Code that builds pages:
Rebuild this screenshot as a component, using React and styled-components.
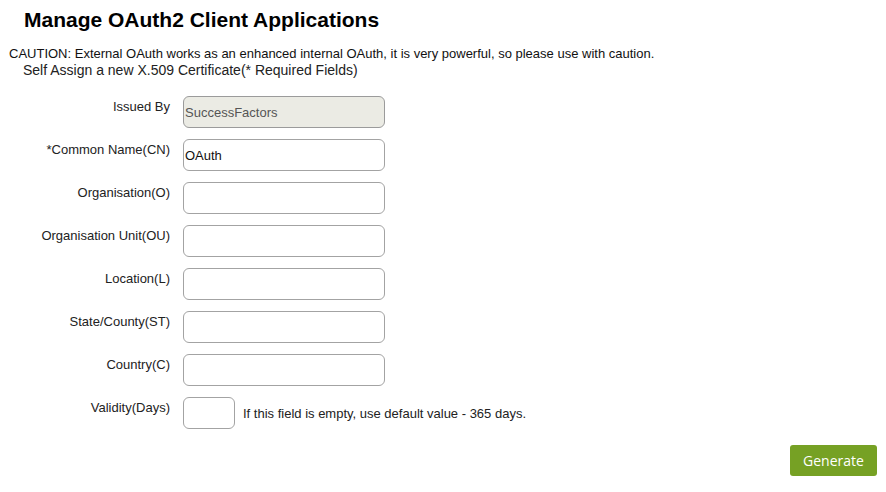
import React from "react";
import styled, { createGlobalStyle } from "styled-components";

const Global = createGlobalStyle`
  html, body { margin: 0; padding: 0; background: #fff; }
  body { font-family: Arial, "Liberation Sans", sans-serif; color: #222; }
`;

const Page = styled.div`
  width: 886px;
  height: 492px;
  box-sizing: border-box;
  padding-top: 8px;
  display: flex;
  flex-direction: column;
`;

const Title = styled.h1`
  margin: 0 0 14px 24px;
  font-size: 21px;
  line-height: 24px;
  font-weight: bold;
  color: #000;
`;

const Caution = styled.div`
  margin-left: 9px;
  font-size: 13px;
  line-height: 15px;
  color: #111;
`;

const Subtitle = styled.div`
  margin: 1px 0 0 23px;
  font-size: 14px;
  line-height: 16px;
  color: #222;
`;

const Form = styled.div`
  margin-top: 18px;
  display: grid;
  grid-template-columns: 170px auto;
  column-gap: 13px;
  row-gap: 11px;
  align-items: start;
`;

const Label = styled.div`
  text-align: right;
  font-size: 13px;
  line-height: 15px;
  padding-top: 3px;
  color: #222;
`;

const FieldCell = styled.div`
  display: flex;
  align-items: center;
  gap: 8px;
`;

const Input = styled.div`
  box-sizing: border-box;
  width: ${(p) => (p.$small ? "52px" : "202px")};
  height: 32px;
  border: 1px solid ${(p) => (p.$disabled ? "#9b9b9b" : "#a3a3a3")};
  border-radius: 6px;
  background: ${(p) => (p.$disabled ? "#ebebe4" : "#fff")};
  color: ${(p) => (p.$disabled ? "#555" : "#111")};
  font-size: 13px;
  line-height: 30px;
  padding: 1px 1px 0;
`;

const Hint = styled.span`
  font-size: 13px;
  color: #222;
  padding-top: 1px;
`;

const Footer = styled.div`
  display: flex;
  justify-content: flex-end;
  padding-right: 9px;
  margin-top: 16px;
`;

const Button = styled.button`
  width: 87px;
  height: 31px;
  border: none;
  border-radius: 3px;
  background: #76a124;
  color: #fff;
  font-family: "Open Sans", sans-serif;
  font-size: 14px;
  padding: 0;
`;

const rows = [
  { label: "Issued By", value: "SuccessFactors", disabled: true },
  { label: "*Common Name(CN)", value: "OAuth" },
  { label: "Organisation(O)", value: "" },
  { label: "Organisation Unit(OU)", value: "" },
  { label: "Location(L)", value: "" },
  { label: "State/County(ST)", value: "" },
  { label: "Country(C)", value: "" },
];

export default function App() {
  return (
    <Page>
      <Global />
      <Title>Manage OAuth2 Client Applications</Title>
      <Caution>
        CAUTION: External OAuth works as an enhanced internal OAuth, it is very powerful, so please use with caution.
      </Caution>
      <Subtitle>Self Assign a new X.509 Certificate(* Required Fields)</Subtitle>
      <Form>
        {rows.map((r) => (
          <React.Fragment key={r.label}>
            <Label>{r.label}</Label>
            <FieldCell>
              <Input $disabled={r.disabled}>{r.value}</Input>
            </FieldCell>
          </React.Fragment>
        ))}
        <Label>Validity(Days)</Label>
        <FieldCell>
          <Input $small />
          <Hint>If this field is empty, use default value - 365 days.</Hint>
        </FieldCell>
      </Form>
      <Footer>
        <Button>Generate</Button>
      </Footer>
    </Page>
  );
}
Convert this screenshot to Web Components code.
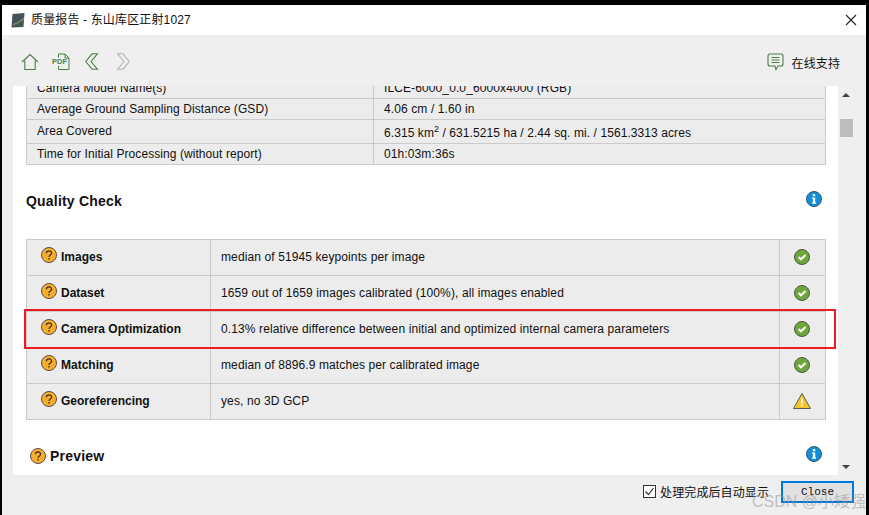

◆ WHAT THE TASK ASKS:
Make an exact copy of the listing above. Do not include the pictures.

◆ RESULT BELOW:
Rebuild this screenshot as a component, using React and styled-components.
import React from "react";
import styled, { createGlobalStyle } from "styled-components";

const Global = createGlobalStyle`
  html, body { margin: 0; padding: 0; background: #fff; }
  body { font-family: Arial, "Liberation Sans", sans-serif; color: #222; }
`;

const Page = styled.div`
  width: 886px;
  height: 492px;
  box-sizing: border-box;
  padding-top: 8px;
  display: flex;
  flex-direction: column;
`;

const Title = styled.h1`
  margin: 0 0 14px 24px;
  font-size: 21px;
  line-height: 24px;
  font-weight: bold;
  color: #000;
`;

const Caution = styled.div`
  margin-left: 9px;
  font-size: 13px;
  line-height: 15px;
  color: #111;
`;

const Subtitle = styled.div`
  margin: 1px 0 0 23px;
  font-size: 14px;
  line-height: 16px;
  color: #222;
`;

const Form = styled.div`
  margin-top: 18px;
  display: grid;
  grid-template-columns: 170px auto;
  column-gap: 13px;
  row-gap: 11px;
  align-items: start;
`;

const Label = styled.div`
  text-align: right;
  font-size: 13px;
  line-height: 15px;
  padding-top: 3px;
  color: #222;
`;

const FieldCell = styled.div`
  display: flex;
  align-items: center;
  gap: 8px;
`;

const Input = styled.div`
  box-sizing: border-box;
  width: ${(p) => (p.$small ? "52px" : "202px")};
  height: 32px;
  border: 1px solid ${(p) => (p.$disabled ? "#9b9b9b" : "#a3a3a3")};
  border-radius: 6px;
  background: ${(p) => (p.$disabled ? "#ebebe4" : "#fff")};
  color: ${(p) => (p.$disabled ? "#555" : "#111")};
  font-size: 13px;
  line-height: 30px;
  padding: 1px 1px 0;
`;

const Hint = styled.span`
  font-size: 13px;
  color: #222;
  padding-top: 1px;
`;

const Footer = styled.div`
  display: flex;
  justify-content: flex-end;
  padding-right: 9px;
  margin-top: 16px;
`;

const Button = styled.button`
  width: 87px;
  height: 31px;
  border: none;
  border-radius: 3px;
  background: #76a124;
  color: #fff;
  font-family: "Open Sans", sans-serif;
  font-size: 14px;
  padding: 0;
`;

const rows = [
  { label: "Issued By", value: "SuccessFactors", disabled: true },
  { label: "*Common Name(CN)", value: "OAuth" },
  { label: "Organisation(O)", value: "" },
  { label: "Organisation Unit(OU)", value: "" },
  { label: "Location(L)", value: "" },
  { label: "State/County(ST)", value: "" },
  { label: "Country(C)", value: "" },
];

export default function App() {
  return (
    <Page>
      <Global />
      <Title>Manage OAuth2 Client Applications</Title>
      <Caution>
        CAUTION: External OAuth works as an enhanced internal OAuth, it is very powerful, so please use with caution.
      </Caution>
      <Subtitle>Self Assign a new X.509 Certificate(* Required Fields)</Subtitle>
      <Form>
        {rows.map((r) => (
          <React.Fragment key={r.label}>
            <Label>{r.label}</Label>
            <FieldCell>
              <Input $disabled={r.disabled}>{r.value}</Input>
            </FieldCell>
          </React.Fragment>
        ))}
        <Label>Validity(Days)</Label>
        <FieldCell>
          <Input $small />
          <Hint>If this field is empty, use default value - 365 days.</Hint>
        </FieldCell>
      </Form>
      <Footer>
        <Button>Generate</Button>
      </Footer>
    </Page>
  );
}
Convert this screenshot to Web Components code.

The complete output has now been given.